After that, I sought to learn about as much about the world as possible in all aspects. I read everything. I devoured books and magazines on not only design but technology as well. Later, I expanded this to all sorts of topics, ranging from news to economics to everything. I knew enough about a lot of things to be dangerous but it was extremely effective for making me a better designer (and also helped me to be a better conversationalist!).
Which brings me back to science fiction.
Before my consciousness expanding realization, I have always read a lot. But that was limited to almost exclusively science fiction. But now my science fiction reading had another benefit.
As Cory Doctorow wrote in his post, A Vocabulary for Speaking about the Future, science fiction authors are great at painting pictures of the future. Perhaps they are terrible at predicting what the future really might bring; still, they are great at showing us what the future could potentially hold and thus can be extremely useful in expanding our consciousness for creativity in design…or in venture capital.

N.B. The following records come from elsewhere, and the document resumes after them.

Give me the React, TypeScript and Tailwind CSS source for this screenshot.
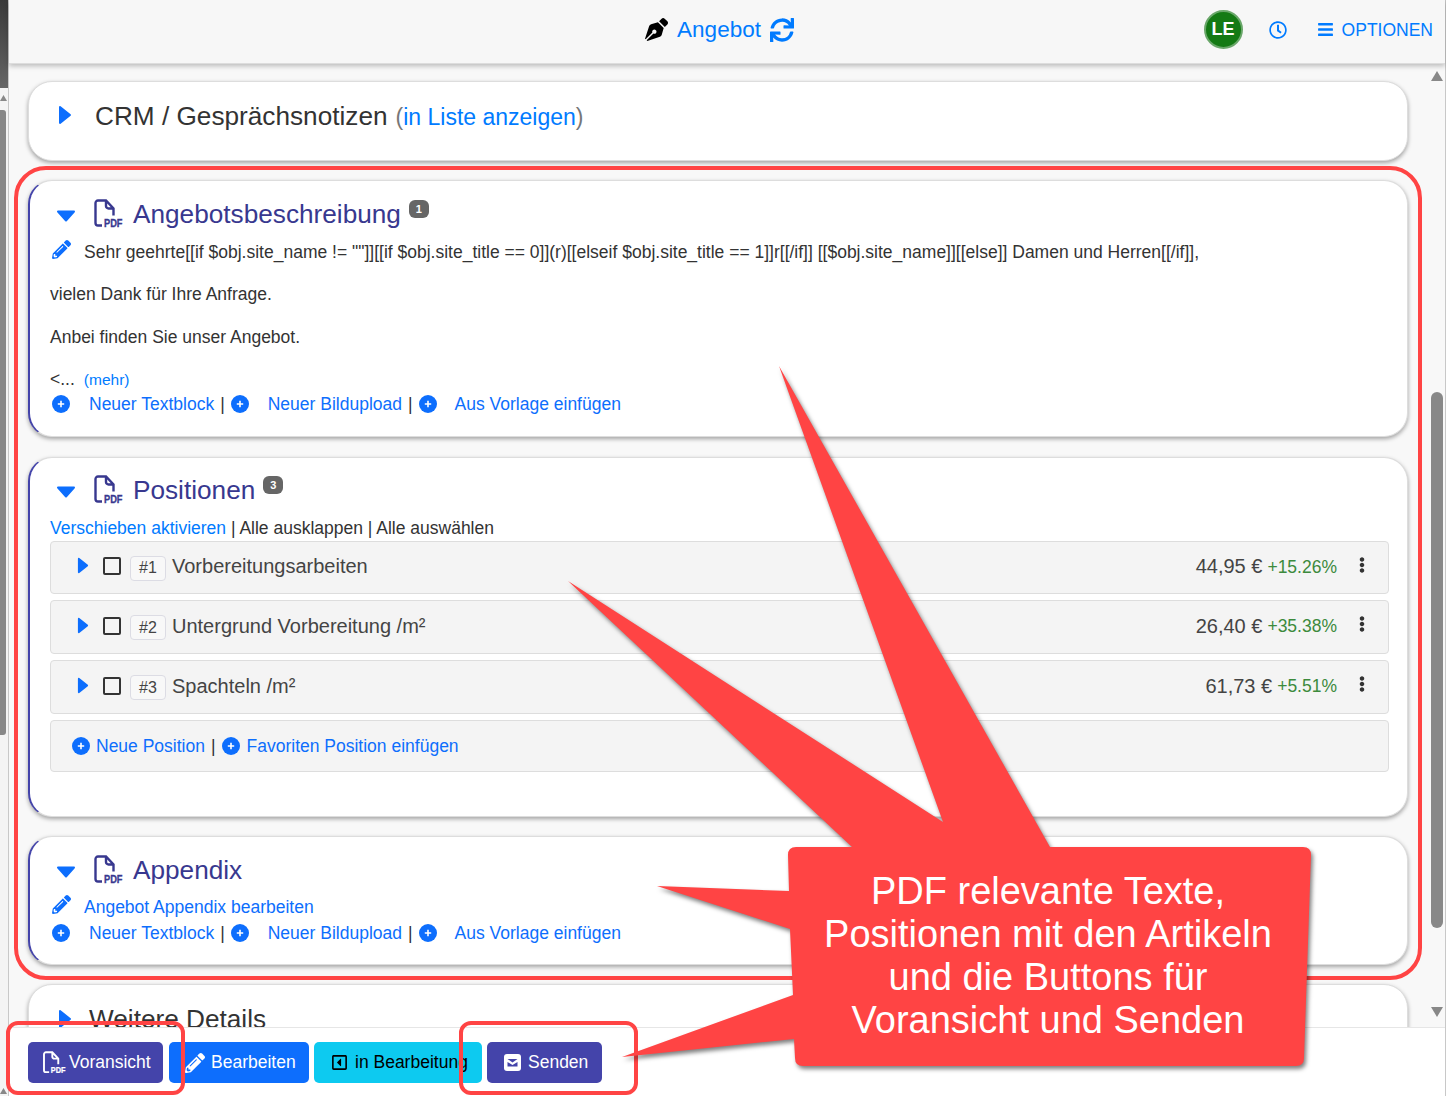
import React from "react";
import { FaPenNib, FaSync, FaRegClock, FaBars, FaPencilAlt, FaEllipsisV, FaRegCaretSquareLeft } from "react-icons/fa";

const Right = ({ cls = "w-[14px] h-[20px]" }: { cls?: string }) => (
  <svg viewBox="0 0 14 20" className={cls} fill="#0d6efd" stroke="#0d6efd" strokeWidth="2" strokeLinejoin="round">
    <path d="M2 2 L12 10 L2 18 Z" />
  </svg>
);
const Down = () => (
  <svg viewBox="0 0 20 12" className="w-[20px] h-[12px]" fill="#0d6efd" stroke="#0d6efd" strokeWidth="2" strokeLinejoin="round">
    <path d="M2 1.5 H18 L10 10.5 Z" />
  </svg>
);
const Plus = () => (
  <svg viewBox="0 0 18 18" className="w-[18px] h-[18px] shrink-0">
    <circle cx="9" cy="9" r="9" fill="#0d6efd" />
    <path d="M9 5.8 V12.2 M5.8 9 H12.2" stroke="#fff" strokeWidth="1.6" />
  </svg>
);
const Pdf = ({ color = "#38388f", cls = "w-[34px] h-[32px]" }: { color?: string; cls?: string }) => (
  <svg viewBox="0 -1 34 32" className={`${cls} shrink-0`} fill="none">
    <path d="M9 26.500 H5 a2.500 2.500 0 0 1 -2.500 -2.500 V4 A2.500 2.500 0 0 1 5 1.500 H13 L20.500 9.500 V16.500 M13 1.500 V7 a2.500 2.500 0 0 0 2.500 2.500 H20.500" stroke={color} strokeWidth="2.400" />
    <text x="11" y="28" fontSize="10.500" fontWeight="700" fontFamily="Liberation Sans" fill={color} stroke={color} strokeWidth="0.300" textLength="18.500" lengthAdjust="spacingAndGlyphs">PDF</text>
  </svg>
);
const Badge = ({ n }: { n: number }) => (
  <span className="ml-[8px] -mt-[10px] w-[20px] h-[18px] rounded-[6px] bg-[#666666] text-white text-[11px] font-bold flex items-center justify-center">{n}</span>
);
const SectionTitle = ({ title, badge, cls }: { title: string; badge?: number; cls: string }) => (
  <div className={`flex items-center ${cls}`}>
    <span className="w-[20px] ml-[6px] mr-[17px] flex justify-center mt-[3px]"><Down /></span>
    <Pdf />
    <span className="ml-[6px] text-[26.200px] leading-[36px] text-[#38388f]">{title}</span>
    {badge ? <Badge n={badge} /> : null}
  </div>
);
const Sep = () => <span className="text-[#333333] mx-[6px]">|</span>;
const Tools = () => (
  <div className="flex items-center h-[26px] text-[17.500px] text-[#0d6efd] pl-[2px]">
    <Plus />
    <span className="ml-[19px]">Neuer Textblock</span>
    <Sep />
    <Plus />
    <span className="ml-[19px]">Neuer Bildupload</span>
    <Sep />
    <Plus />
    <span className="ml-[18px]">Aus Vorlage einfügen</span>
  </div>
);
const Row = ({ n, name, price, pct, cls, textCls }: { n: number; name: string; price: string; pct: string; cls: string; textCls: string }) => (
  <div className={`flex items-center border border-[#dddddd] rounded-[4px] bg-[#f4f4f4] pl-[26px] pr-[21px] ${cls}`}>
    <Right cls="w-[12px] h-[17px] -mt-[4px]" />
    <span className="ml-[14px] w-[18px] h-[18px] border-2 border-[#333333] rounded-[2px] -mt-[3px]" />
    <span className="ml-[9px] w-[36px] h-[25px] border border-[#dcdce4] rounded-[4px] bg-[#f8f8f8] text-[#444444] text-[16px] flex items-center justify-center mt-[1px]">#{n}</span>
    <span className={`ml-[6px] text-[20px] text-[#444444] ${textCls}`}>{name}</span>
    <span className={`ml-auto text-[20px] text-[#444444] ${textCls}`}>{price}</span>
    <span className="ml-[5px] text-[17.500px] text-[#3c8a3c] -mt-[1px]">{pct}</span>
    <FaEllipsisV className="ml-[20px] w-[10px] h-[16px] text-[#333333] -mt-[6px]" />
  </div>
);
const Card = ({ accent, cls, children }: { accent?: boolean; cls: string; children: React.ReactNode }) => (
  <section className={`ml-[19px] mr-[21px] shrink-0 rounded-[24px] bg-white border border-[#dddddd] shadow-[0_2px_4px_rgba(0,0,0,0.35)] ${accent ? "border-l-2 border-l-[#4444aa]" : ""} ${cls}`}>
    {children}
  </section>
);
const Arrow = ({ up, cls }: { up?: boolean; cls: string }) => (
  <svg viewBox="0 0 12 10" className={cls} fill="#888888"><path d={up ? "M6 0 L12 10 H0 Z" : "M6 10 L12 0 H0 Z"} /></svg>
);
const Btn = ({ cls, children }: { cls: string; children: React.ReactNode }) => (
  <div className={`h-[41px] rounded-[5px] flex items-center text-[17.500px] shrink-0 ${cls}`}>{children}</div>
);

export default function App() {
  return (
    <div className="relative w-[1446px] h-[1096px] overflow-hidden flex bg-white font-['Liberation_Sans',Arial,sans-serif] text-[#333333]">
      {/* neighbouring window edge */}
      <div className="w-[9px] shrink-0 flex flex-col bg-[#f4f4f4] border-r border-[#c8c8c8]">
        <div className="h-[88px] bg-gradient-to-b from-[#3a3a3a] to-[#666666]" />
        <div className="h-[22px] pt-[6px]"><Arrow up cls="w-[7px] h-[8px]" /></div>
        <div className="w-[6px] h-[625px] rounded-r-[3px] bg-[#888888]" />
        <div className="mt-auto mb-[2px]"><Arrow up cls="w-[7px] h-[6px]" /></div>
      </div>

      <div className="flex-1 flex flex-col border-r border-[#c8c8c8] min-w-0">
        {/* header */}
        <header className="relative z-10 h-[64px] shrink-0 bg-[#f7f7f7] border-b border-[#dddddd] shadow-[0_2px_5px_rgba(0,0,0,0.25)] flex items-center pr-[12px]">
          <div className="flex-1" />
          <div className="flex items-center mr-[3px] text-[#007bff] -mt-[4px]">
            <FaPenNib className="w-[23px] h-[23px] text-black mr-[9px]" />
            <span className="text-[22.500px]">Angebot</span>
            <FaSync className="w-[24px] h-[24px] ml-[9px]" />
          </div>
          <div className="flex-1 flex items-center justify-end text-[#007bff] -mt-[4px]">
            <div className="w-[39px] h-[39px] rounded-full bg-[#147a14] border-2 border-[#6aa76a] text-white font-bold text-[18px] flex items-center justify-center">LE</div>
            <FaRegClock className="ml-[26px] w-[18px] h-[18px]" />
            <FaBars className="ml-[30px] w-[17px] h-[17px]" />
            <span className="ml-[8px] text-[17.500px] mt-[2px]">OPTIONEN</span>
          </div>
        </header>

        {/* scrolling area */}
        <div className="flex-1 min-h-0 flex bg-[#f8f8f8]">
          <main className="flex-1 min-w-0 overflow-hidden flex flex-col pt-[17px]">
            <Card cls="h-[80px] mb-[19px] flex items-start pt-[18px] pl-[29px]">
              <Right cls="w-[14px] h-[20px] mt-[5px]" />
              <span className="ml-[23px] text-[26.200px] leading-[32px] text-[#333333]">CRM / Gesprächsnotizen</span>
              <span className="ml-[8px] text-[23px] leading-[34px] text-[#777777]">(<span className="text-[#007bff]">in Liste anzeigen</span>)</span>
            </Card>

            <Card accent cls="h-[257px] mb-[20px] pl-[20px] pt-[15px]">
              <SectionTitle title="Angebotsbeschreibung" badge={1} cls="h-[36px]" />
              <div className="flex items-center h-[29px] mt-[6px] text-[17.500px]">
                <FaPencilAlt className="ml-[2px] w-[19px] h-[19px] text-[#0d6efd] -mt-[6px]" />
                <span className="ml-[13px]">Sehr geehrte[[if $obj.site_name != ""]][[if $obj.site_title == 0]](r)[[elseif $obj.site_title == 1]]r[[/if]] [[$obj.site_name]][[else]] Damen und Herren[[/if]],</span>
              </div>
              <p className="h-[29px] mt-[13px] leading-[29px] text-[17.500px]">vielen Dank für Ihre Anfrage.</p>
              <p className="h-[29px] mt-[14px] leading-[29px] text-[17.500px]">Anbei finden Sie unser Angebot.</p>
              <p className="h-[25px] mt-[14px] leading-[27px] text-[17.500px]">&lt;...<span className="ml-[9px] text-[#007bff] text-[15.500px]">(mehr)</span></p>
              <Tools />
            </Card>

            <Card accent cls="h-[360px] mb-[19px] pl-[20px] pr-[18px] pt-[14px]">
              <SectionTitle title="Positionen" badge={3} cls="h-[36px]" />
              <div className="h-[26px] mt-[7px] leading-[26px] text-[17.500px] text-[#333333]">
                <span className="text-[#007bff]">Verschieben aktivieren</span> | Alle ausklappen | Alle auswählen
              </div>
              <Row n={1} name="Vorbereitungsarbeiten" price="44,95 €" pct="+15.26%" cls="h-[53px]" textCls="-mt-[3px]" />
              <Row n={2} name="Untergrund Vorbereitung /m²" price="26,40 €" pct="+35.38%" cls="h-[54px] mt-[6px]" textCls="-mt-[2px]" />
              <Row n={3} name="Spachteln /m²" price="61,73 €" pct="+5.51%" cls="h-[54px] mt-[6px]" textCls="-mt-[2px]" />
              <div className="h-[52px] mt-[6px] flex items-center border border-[#dddddd] rounded-[4px] bg-[#f4f4f4] pl-[21px] text-[17.500px] text-[#0d6efd]">
                <Plus />
                <span className="ml-[6px]">Neue Position</span>
                <Sep />
                <Plus />
                <span className="ml-[7px]">Favoriten Position einfügen</span>
              </div>
            </Card>

            <Card accent cls="h-[129px] mb-[19px] pl-[20px] pt-[15px]">
              <SectionTitle title="Appendix" cls="h-[36px]" />
              <div className="flex items-center h-[25px] mt-[7px] text-[17.500px] text-[#0d6efd]">
                <FaPencilAlt className="ml-[2px] w-[19px] h-[19px] -mt-[6px]" />
                <span className="ml-[13px]">Angebot Appendix bearbeiten</span>
              </div>
              <Tools />
            </Card>

            <Card cls="h-[80px] flex items-start pt-[18px] pl-[29px]">
              <Right cls="w-[14px] h-[20px] mt-[6px]" />
              <span className="ml-[17px] text-[26.200px] leading-[32px] text-[#333333]">Weitere Details</span>
            </Card>
          </main>
          <aside className="w-[16px] shrink-0 flex flex-col items-center bg-[#f8f8f8]">
            <Arrow up cls="w-[12px] h-[10px] mt-[7px]" />
            <div className="w-[12px] h-[536px] mt-[311px] rounded-[6px] bg-[#888888]" />
            <Arrow cls="w-[12px] h-[10px] mt-auto mb-[10px]" />
          </aside>
        </div>

        {/* footer */}
        <footer className="relative z-10 h-[69px] shrink-0 bg-white border-t border-[#e6e6e6] flex items-start pt-[14px] pl-[19px] gap-[6px]">
          <Btn cls="w-[135px] bg-[#4444aa] text-white pl-[14px]">
            <Pdf color="#ffffff" cls="w-[27px] h-[26px]" />
            <span>Voransicht</span>
          </Btn>
          <Btn cls="w-[140px] bg-[#0d6efd] text-white pl-[16px]">
            <FaPencilAlt className="w-[20px] h-[20px]" />
            <span className="ml-[6px]">Bearbeiten</span>
          </Btn>
          <Btn cls="w-[168px] bg-[#0dcaf0] text-black pl-[17px] -ml-[1px]">
            <FaRegCaretSquareLeft className="w-[17px] h-[17px]" />
            <span className="ml-[7px] whitespace-nowrap">in Bearbeitung</span>
          </Btn>
          <Btn cls="w-[115px] bg-[#4444aa] text-white pl-[17px] -ml-[1px]">
            <svg viewBox="0 0 17 17" className="w-[17px] h-[17px]">
              <rect width="17" height="17" rx="3" fill="#fff" />
              <path d="M3.500 5 H13.500 L8.500 8.500 Z" fill="#4444aa" />
              <path d="M3.500 8 L8.500 11 L13.500 8 V12.500 H3.500 Z" fill="#4444aa" />
            </svg>
            <span className="ml-[7px]">Senden</span>
          </Btn>
        </footer>
      </div>

      {/* annotation layer drawn over the screenshot */}
      <div className="absolute z-20 left-[14px] top-[166px] w-[1408px] h-[814px] border-4 border-[#ff4444] rounded-[32px]" />
      <div className="absolute z-20 left-[6px] top-[1021px] w-[179px] h-[74px] border-4 border-[#ff4444] rounded-[12px]" />
      <div className="absolute z-20 left-[459px] top-[1021px] w-[179px] h-[74px] border-4 border-[#ff4444] rounded-[12px]" />
      <svg viewBox="0 0 1446 1096" className="absolute z-30 left-0 top-0 w-[1446px] h-[1096px] drop-shadow-[2px_3px_2px_rgba(0,0,0,0.5)]">
        <path
          fill="#ff4444"
          d="M796 847 L852 847 L568 581 L943 822 L779 366 L1050 847 L1303 847 Q1311 847 1311 855 L1304 1058 Q1304 1066 1296 1066 L803 1066 Q795 1066 795 1058 L794 1039 L622 1057 L793 995 L790 929 L657 886 L789 891 L788 855 Q788 847 796 847 Z"
        />
      </svg>
      <div className="absolute z-40 left-[788px] top-[870px] w-[520px] text-center text-white text-[38px] leading-[43px]">
        PDF relevante Texte,<br />Positionen mit den Artikeln<br />und die Buttons für<br />Voransicht und Senden
      </div>
    </div>
  );
}
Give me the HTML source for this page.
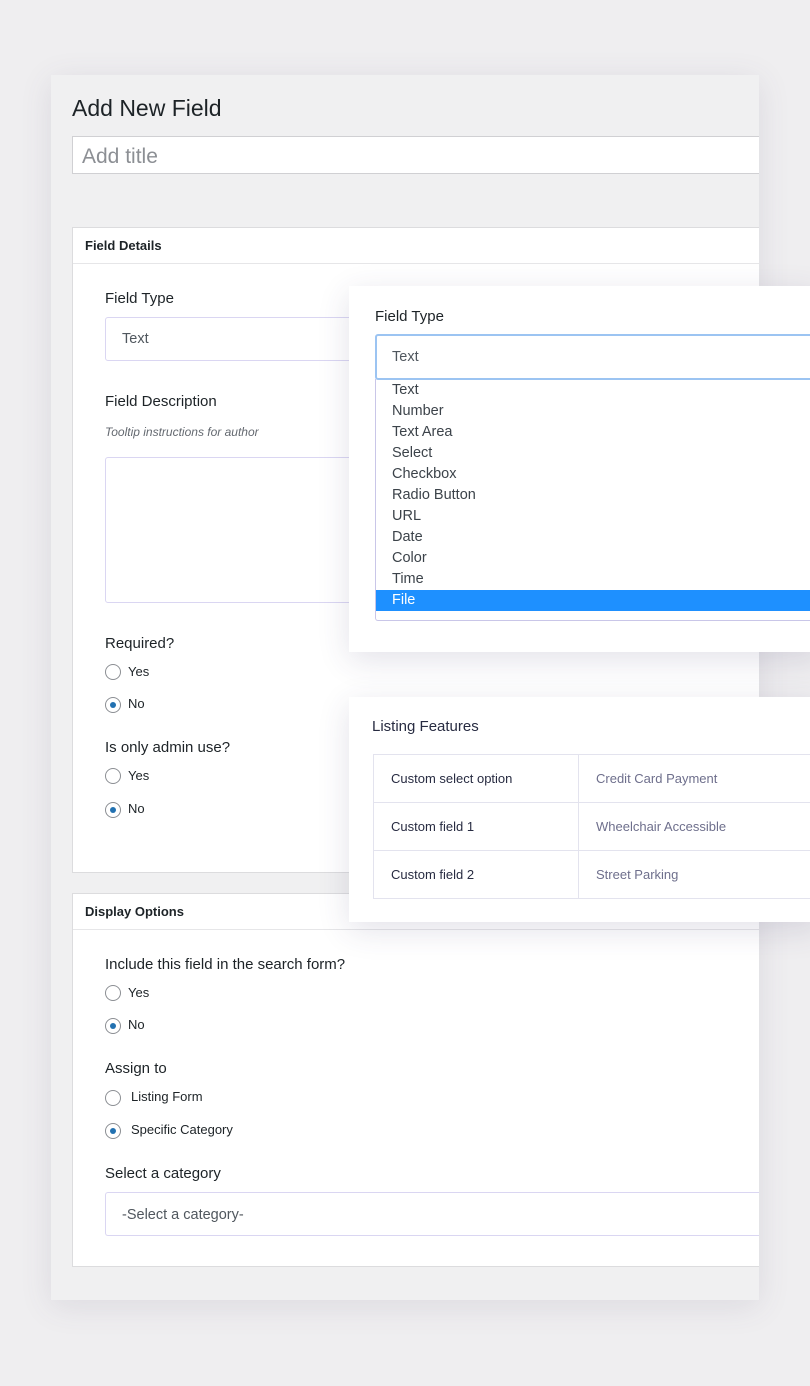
<!DOCTYPE html>
<html><head><meta charset="utf-8"><style>
*{box-sizing:border-box;margin:0;padding:0}
body{width:810px;height:1386px;background:#efeef0;font-family:"Liberation Sans",sans-serif;color:#1d2327;position:relative;overflow:hidden}
.a{position:absolute;white-space:nowrap}
.win{left:51px;top:75px;width:708px;height:1225px;background:#f0f0f1;box-shadow:0 6px 30px rgba(80,70,110,.12)}
.panel{background:#fff;border:1px solid #dcdcde;border-right:none}
.lbl{font-size:15px;color:#1d2327}
.rad{width:16px;height:16px;border:1px solid #8c8f94;border-radius:50%;background:#fff}
.rad.on::after{content:"";position:absolute;left:4px;top:4px;width:6px;height:6px;border-radius:50%;background:#2271b1}
.rt{font-size:13px;color:#1d2327}
.pop{background:#fff;box-shadow:0 8px 30px rgba(60,50,100,.14)}
.opt{left:392px;font-size:14.5px;color:#3c434a}
td{border:1px solid #e3e3ee;height:48px;font-size:13px;padding-left:17px}
</style></head><body>
<div class="a win"></div>
<div class="a" style="left:72px;top:95px;font-size:23px;color:#1d2327">Add New Field</div>
<div class="a" style="left:72px;top:136px;width:687px;height:38px;background:#fff;border:1px solid #d0d0d3;border-right:none"></div>
<div class="a" style="left:82px;top:145px;font-size:21px;color:#8c8f94">Add title</div>

<div class="a panel" style="left:72px;top:227px;width:687px;height:646px"></div>
<div class="a" style="left:73px;top:263px;width:686px;height:1px;background:#e6e6e8"></div>
<div class="a" style="left:85px;top:238px;font-size:13px;font-weight:bold">Field Details</div>
<div class="a lbl" style="left:105px;top:290px">Field Type</div>
<div class="a" style="left:105px;top:317px;width:260px;height:44px;border:1px solid #dad6f2;border-radius:3px;background:#fff"></div>
<div class="a" style="left:122px;top:331px;font-size:14.5px;color:#50575e">Text</div>
<div class="a lbl" style="left:105px;top:393px">Field Description</div>
<div class="a" style="left:105px;top:425px;font-size:12px;font-style:italic;color:#646970">Tooltip instructions for author</div>
<div class="a" style="left:105px;top:457px;width:260px;height:146px;border:1px solid #dad6f2;border-radius:3px"></div>
<div class="a lbl" style="left:105px;top:635px">Required?</div>
<div class="a rad" style="left:105px;top:664px"></div><div class="a rt" style="left:128px;top:664px">Yes</div>
<div class="a rad on" style="left:105px;top:697px"></div><div class="a rt" style="left:128px;top:696px">No</div>
<div class="a lbl" style="left:105px;top:739px">Is only admin use?</div>
<div class="a rad" style="left:105px;top:768px"></div><div class="a rt" style="left:128px;top:768px">Yes</div>
<div class="a rad on" style="left:105px;top:802px"></div><div class="a rt" style="left:128px;top:801px">No</div>

<div class="a panel" style="left:72px;top:893px;width:687px;height:374px"></div>
<div class="a" style="left:73px;top:929px;width:686px;height:1px;background:#e6e6e8"></div>
<div class="a" style="left:85px;top:904px;font-size:13px;font-weight:bold">Display Options</div>
<div class="a lbl" style="left:105px;top:956px">Include this field in the search form?</div>
<div class="a rad" style="left:105px;top:985px"></div><div class="a rt" style="left:128px;top:985px">Yes</div>
<div class="a rad on" style="left:105px;top:1018px"></div><div class="a rt" style="left:128px;top:1017px">No</div>
<div class="a lbl" style="left:105px;top:1060px">Assign to</div>
<div class="a rad" style="left:105px;top:1090px"></div><div class="a rt" style="left:131px;top:1089px">Listing Form</div>
<div class="a rad on" style="left:105px;top:1123px"></div><div class="a rt" style="left:131px;top:1122px">Specific Category</div>
<div class="a lbl" style="left:105px;top:1165px">Select a category</div>
<div class="a" style="left:105px;top:1192px;width:654px;height:44px;border:1px solid #dad6f2;border-right:none;border-radius:3px 0 0 3px;background:#fff"></div>
<div class="a" style="left:122px;top:1207px;font-size:14.5px;color:#50575e">-Select a category-</div>

<div class="a pop" style="left:349px;top:286px;width:470px;height:366px"></div>
<div class="a lbl" style="left:375px;top:308px">Field Type</div>
<div class="a" style="left:375px;top:334px;width:445px;height:46px;border:2px solid #9cc4f2;border-radius:3px;background:#fff"></div>
<div class="a" style="left:392px;top:349px;font-size:14.5px;color:#50575e">Text</div>
<div class="a" style="left:375px;top:379px;width:445px;height:242px;border:1px solid #c9c6e8;border-top:none;border-radius:0 0 3px 3px"></div>
<div class="a" style="left:376px;top:590px;width:440px;height:21px;background:#1e90ff"></div>
<div class="a opt" style="top:382px">Text</div>
<div class="a opt" style="top:403px">Number</div>
<div class="a opt" style="top:424px">Text Area</div>
<div class="a opt" style="top:445px">Select</div>
<div class="a opt" style="top:466px">Checkbox</div>
<div class="a opt" style="top:487px">Radio Button</div>
<div class="a opt" style="top:508px">URL</div>
<div class="a opt" style="top:529px">Date</div>
<div class="a opt" style="top:550px">Color</div>
<div class="a opt" style="top:571px">Time</div>
<div class="a opt" style="top:592px;color:#fff">File</div>

<div class="a pop" style="left:349px;top:697px;width:470px;height:225px"></div>
<div class="a" style="left:372px;top:718px;font-size:15px;color:#272b41">Listing Features</div>
<table class="a" style="left:373px;top:754px;width:450px;border-collapse:collapse">
<tr><td style="width:205px;color:#272b41">Custom select option</td><td style="color:#6e6f8c">Credit Card Payment</td></tr>
<tr><td style="color:#272b41">Custom field 1</td><td style="color:#6e6f8c">Wheelchair Accessible</td></tr>
<tr><td style="color:#272b41">Custom field 2</td><td style="color:#6e6f8c">Street Parking</td></tr>
</table>
</body></html>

VCs need to have some intuition about how the world will be in the future as they are betting on things now that will hopefully be big later. In order to do that, you have to be creative and imaginative; you can’t analyze what the future brings – look at how Wall Street experts did back in 2010 predicting what would happen in 2011. You can only imagine what the world will be like and then make your bet.
To beef up your intuition, you need to expand your consciousness through travel and experiencing other peoples and cultures and expand your knowledge base to cut across as many disciplines as you can handle. In doing so, you will release all the negativity that only comes with analysis of the future which is unknown and can’t really be analyzed. And what better way to increase your creativity of vision of the future than to have people lay it out for you in the form of novels and short stories?